RECORD EXCERPTS |
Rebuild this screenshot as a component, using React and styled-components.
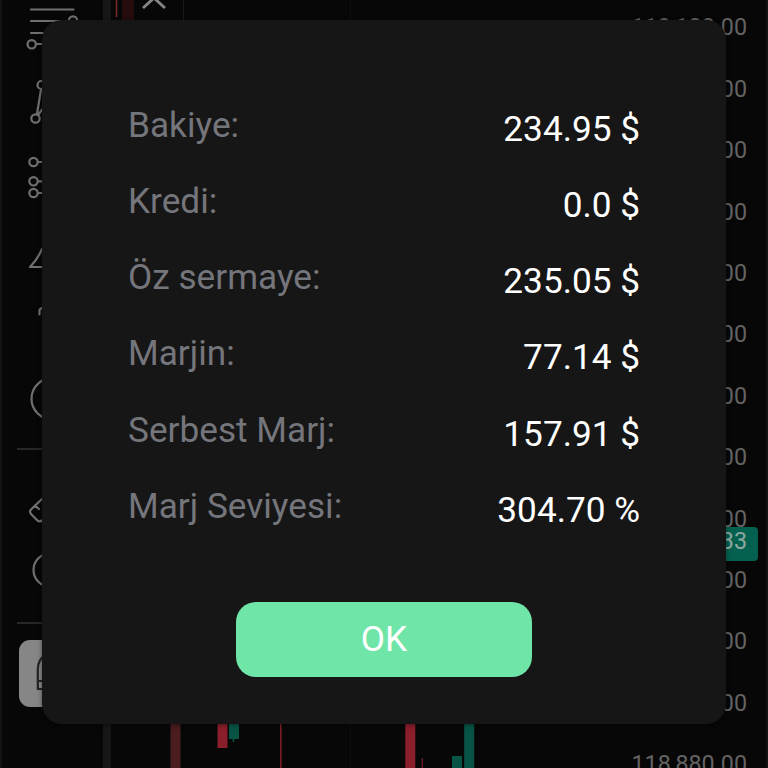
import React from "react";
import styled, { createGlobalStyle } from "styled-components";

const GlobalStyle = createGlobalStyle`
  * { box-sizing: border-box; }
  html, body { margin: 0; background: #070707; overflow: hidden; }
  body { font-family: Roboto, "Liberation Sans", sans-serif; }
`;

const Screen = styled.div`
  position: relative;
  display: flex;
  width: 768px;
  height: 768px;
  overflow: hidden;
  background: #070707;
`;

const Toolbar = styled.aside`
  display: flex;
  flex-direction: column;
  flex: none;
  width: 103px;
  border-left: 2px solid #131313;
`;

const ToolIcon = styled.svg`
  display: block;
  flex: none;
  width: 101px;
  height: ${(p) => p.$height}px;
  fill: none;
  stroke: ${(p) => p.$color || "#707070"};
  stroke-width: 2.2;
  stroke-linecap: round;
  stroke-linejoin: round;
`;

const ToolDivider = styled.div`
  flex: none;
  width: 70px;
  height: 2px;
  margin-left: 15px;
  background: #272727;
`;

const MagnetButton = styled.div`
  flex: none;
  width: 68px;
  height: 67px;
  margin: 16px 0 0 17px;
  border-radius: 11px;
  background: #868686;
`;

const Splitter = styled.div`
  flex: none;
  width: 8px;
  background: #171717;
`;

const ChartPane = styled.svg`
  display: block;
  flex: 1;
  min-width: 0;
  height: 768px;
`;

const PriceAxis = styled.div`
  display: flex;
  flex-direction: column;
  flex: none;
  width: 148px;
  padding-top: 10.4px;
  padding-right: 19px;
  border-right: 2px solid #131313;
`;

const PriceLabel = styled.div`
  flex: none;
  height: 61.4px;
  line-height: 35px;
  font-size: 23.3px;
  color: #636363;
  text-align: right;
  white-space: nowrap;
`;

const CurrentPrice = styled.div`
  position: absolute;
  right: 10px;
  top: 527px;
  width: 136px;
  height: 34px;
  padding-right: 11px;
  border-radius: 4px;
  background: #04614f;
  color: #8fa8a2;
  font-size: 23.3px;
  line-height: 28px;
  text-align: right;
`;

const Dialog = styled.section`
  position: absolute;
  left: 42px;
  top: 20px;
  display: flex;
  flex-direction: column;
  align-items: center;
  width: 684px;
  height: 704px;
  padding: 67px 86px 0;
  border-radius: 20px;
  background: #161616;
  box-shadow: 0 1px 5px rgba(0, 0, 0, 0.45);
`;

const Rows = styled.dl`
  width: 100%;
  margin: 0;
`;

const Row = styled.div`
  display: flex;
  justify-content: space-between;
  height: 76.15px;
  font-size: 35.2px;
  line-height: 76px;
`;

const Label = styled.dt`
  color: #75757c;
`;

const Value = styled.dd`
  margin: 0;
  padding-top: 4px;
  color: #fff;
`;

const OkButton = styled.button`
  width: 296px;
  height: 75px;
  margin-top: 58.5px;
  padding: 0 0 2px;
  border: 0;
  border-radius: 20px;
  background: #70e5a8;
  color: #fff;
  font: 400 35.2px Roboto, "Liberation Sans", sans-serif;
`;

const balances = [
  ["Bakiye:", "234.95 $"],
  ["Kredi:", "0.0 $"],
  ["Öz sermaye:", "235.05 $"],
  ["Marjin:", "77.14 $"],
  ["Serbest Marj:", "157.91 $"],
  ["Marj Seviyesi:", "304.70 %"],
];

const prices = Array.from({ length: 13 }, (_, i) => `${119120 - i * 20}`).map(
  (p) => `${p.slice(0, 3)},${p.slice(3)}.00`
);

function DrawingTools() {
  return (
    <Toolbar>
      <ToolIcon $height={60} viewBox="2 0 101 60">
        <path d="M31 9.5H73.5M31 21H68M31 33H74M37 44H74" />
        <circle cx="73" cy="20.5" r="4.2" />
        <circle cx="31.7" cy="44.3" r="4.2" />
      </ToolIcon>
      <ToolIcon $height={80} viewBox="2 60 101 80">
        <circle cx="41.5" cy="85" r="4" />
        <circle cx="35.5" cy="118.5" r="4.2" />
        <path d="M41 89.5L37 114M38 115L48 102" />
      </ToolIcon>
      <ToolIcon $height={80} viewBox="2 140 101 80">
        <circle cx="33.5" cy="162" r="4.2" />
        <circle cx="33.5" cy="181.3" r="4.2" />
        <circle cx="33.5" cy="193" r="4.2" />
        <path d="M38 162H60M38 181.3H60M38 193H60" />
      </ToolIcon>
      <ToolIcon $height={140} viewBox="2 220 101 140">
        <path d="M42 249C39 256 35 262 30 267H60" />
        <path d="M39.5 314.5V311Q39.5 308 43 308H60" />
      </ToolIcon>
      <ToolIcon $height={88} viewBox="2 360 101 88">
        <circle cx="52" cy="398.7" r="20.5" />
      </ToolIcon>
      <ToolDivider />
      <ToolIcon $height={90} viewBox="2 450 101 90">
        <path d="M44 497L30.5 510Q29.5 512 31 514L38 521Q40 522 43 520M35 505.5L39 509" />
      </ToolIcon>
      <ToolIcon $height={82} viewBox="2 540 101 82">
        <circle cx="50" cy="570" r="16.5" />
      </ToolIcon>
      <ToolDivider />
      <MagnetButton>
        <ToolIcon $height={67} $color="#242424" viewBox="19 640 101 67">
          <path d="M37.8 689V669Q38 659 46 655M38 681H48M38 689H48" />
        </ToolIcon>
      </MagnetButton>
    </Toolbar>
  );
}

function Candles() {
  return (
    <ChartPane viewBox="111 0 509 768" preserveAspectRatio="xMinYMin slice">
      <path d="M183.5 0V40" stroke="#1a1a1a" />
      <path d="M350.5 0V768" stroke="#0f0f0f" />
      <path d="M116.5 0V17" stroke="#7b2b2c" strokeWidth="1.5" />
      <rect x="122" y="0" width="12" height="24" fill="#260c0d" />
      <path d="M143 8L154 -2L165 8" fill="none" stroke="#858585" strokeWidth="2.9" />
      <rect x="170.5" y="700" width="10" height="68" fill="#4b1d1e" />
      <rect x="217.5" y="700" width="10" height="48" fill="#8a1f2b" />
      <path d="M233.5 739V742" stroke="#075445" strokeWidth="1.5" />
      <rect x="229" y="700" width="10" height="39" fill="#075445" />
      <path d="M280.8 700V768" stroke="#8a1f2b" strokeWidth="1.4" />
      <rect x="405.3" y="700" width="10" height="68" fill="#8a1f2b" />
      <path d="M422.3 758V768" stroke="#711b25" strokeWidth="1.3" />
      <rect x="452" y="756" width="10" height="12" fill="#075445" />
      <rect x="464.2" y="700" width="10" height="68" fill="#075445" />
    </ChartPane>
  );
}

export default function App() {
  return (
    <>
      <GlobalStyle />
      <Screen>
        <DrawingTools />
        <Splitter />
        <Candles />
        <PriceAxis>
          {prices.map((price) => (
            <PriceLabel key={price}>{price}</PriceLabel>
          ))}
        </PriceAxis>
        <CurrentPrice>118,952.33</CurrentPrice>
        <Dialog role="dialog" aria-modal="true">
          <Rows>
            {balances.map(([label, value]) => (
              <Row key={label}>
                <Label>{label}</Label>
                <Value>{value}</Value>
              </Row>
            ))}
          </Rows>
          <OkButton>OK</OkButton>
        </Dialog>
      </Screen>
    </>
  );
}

==

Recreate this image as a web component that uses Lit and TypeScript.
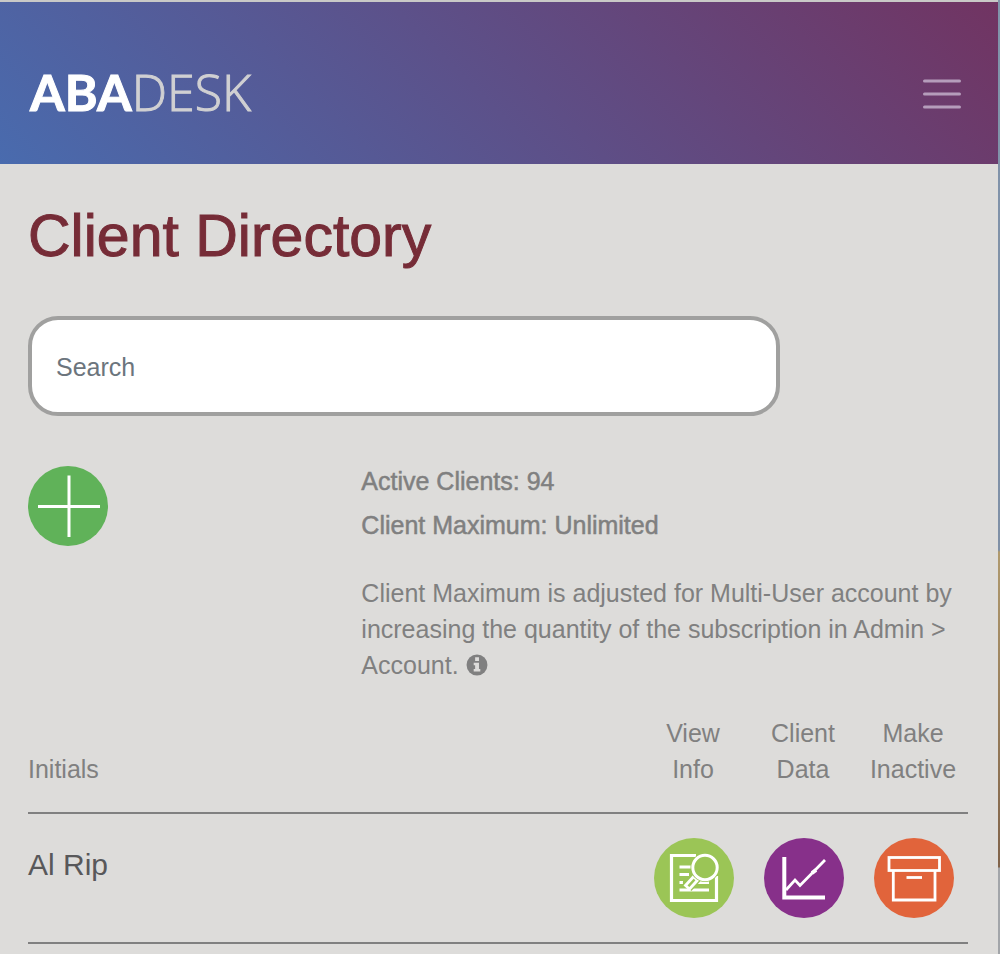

YOUR OBJECTIVE |
From the listing above, pick out each line where the word "this" appears.

RESULT OF THE TASK |
Rebuild this screenshot as a component, using React and styled-components.
Recreate this image as a web component that uses Lit and TypeScript.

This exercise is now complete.